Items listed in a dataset
+ + +

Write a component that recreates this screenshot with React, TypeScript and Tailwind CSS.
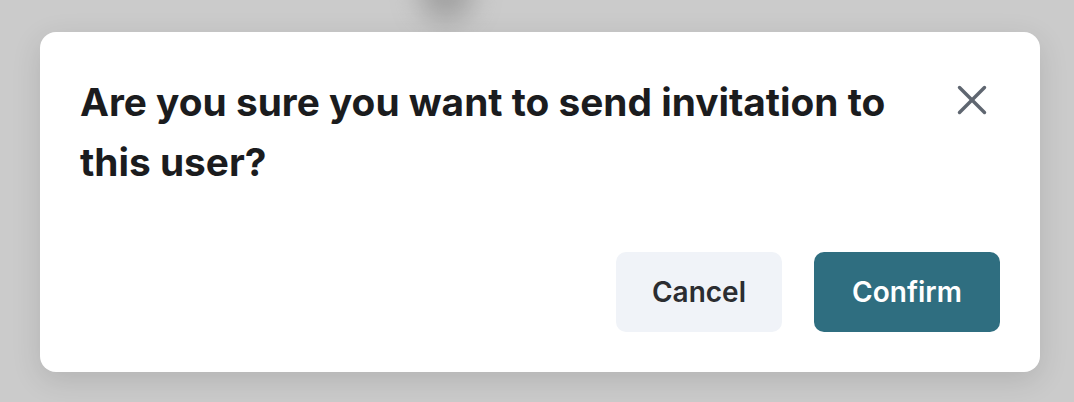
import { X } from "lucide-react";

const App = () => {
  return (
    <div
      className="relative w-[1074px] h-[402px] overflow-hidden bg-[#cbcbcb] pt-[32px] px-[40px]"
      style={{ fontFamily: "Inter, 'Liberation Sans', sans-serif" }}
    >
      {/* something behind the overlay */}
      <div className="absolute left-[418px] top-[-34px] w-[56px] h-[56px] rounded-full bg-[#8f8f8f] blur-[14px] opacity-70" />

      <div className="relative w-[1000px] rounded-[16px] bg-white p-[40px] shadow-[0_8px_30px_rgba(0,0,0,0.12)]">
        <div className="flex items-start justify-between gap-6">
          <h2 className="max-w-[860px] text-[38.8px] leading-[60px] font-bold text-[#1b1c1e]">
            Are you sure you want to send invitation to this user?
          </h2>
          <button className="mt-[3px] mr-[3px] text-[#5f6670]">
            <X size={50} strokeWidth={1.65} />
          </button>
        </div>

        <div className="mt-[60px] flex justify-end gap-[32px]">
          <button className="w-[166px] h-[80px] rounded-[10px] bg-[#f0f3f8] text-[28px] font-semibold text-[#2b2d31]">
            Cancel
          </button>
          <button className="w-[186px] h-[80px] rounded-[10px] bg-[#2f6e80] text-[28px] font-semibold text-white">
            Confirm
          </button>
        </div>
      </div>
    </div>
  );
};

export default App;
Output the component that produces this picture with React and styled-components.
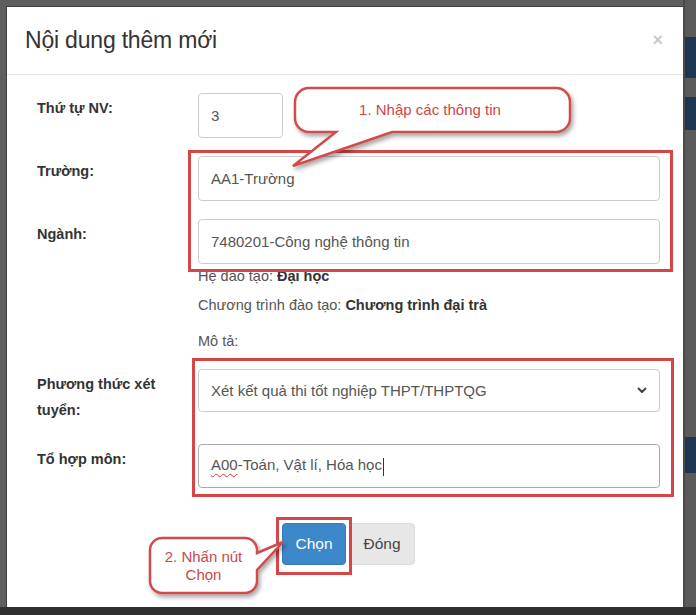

+ + +

■ PROBLEM DESCRIPTION
Leave the pictures out and print the records above exactly as they stand.

■ SOLUTION TO THE PROBLEM
Write a component that recreates this screenshot with React, TypeScript and Tailwind CSS.
import { X } from "lucide-react";

const App = () => {
  return (
    <div
      className="relative w-[1074px] h-[402px] overflow-hidden bg-[#cbcbcb] pt-[32px] px-[40px]"
      style={{ fontFamily: "Inter, 'Liberation Sans', sans-serif" }}
    >
      {/* something behind the overlay */}
      <div className="absolute left-[418px] top-[-34px] w-[56px] h-[56px] rounded-full bg-[#8f8f8f] blur-[14px] opacity-70" />

      <div className="relative w-[1000px] rounded-[16px] bg-white p-[40px] shadow-[0_8px_30px_rgba(0,0,0,0.12)]">
        <div className="flex items-start justify-between gap-6">
          <h2 className="max-w-[860px] text-[38.8px] leading-[60px] font-bold text-[#1b1c1e]">
            Are you sure you want to send invitation to this user?
          </h2>
          <button className="mt-[3px] mr-[3px] text-[#5f6670]">
            <X size={50} strokeWidth={1.65} />
          </button>
        </div>

        <div className="mt-[60px] flex justify-end gap-[32px]">
          <button className="w-[166px] h-[80px] rounded-[10px] bg-[#f0f3f8] text-[28px] font-semibold text-[#2b2d31]">
            Cancel
          </button>
          <button className="w-[186px] h-[80px] rounded-[10px] bg-[#2f6e80] text-[28px] font-semibold text-white">
            Confirm
          </button>
        </div>
      </div>
    </div>
  );
};

export default App;
Output the component that produces this picture with React and styled-components.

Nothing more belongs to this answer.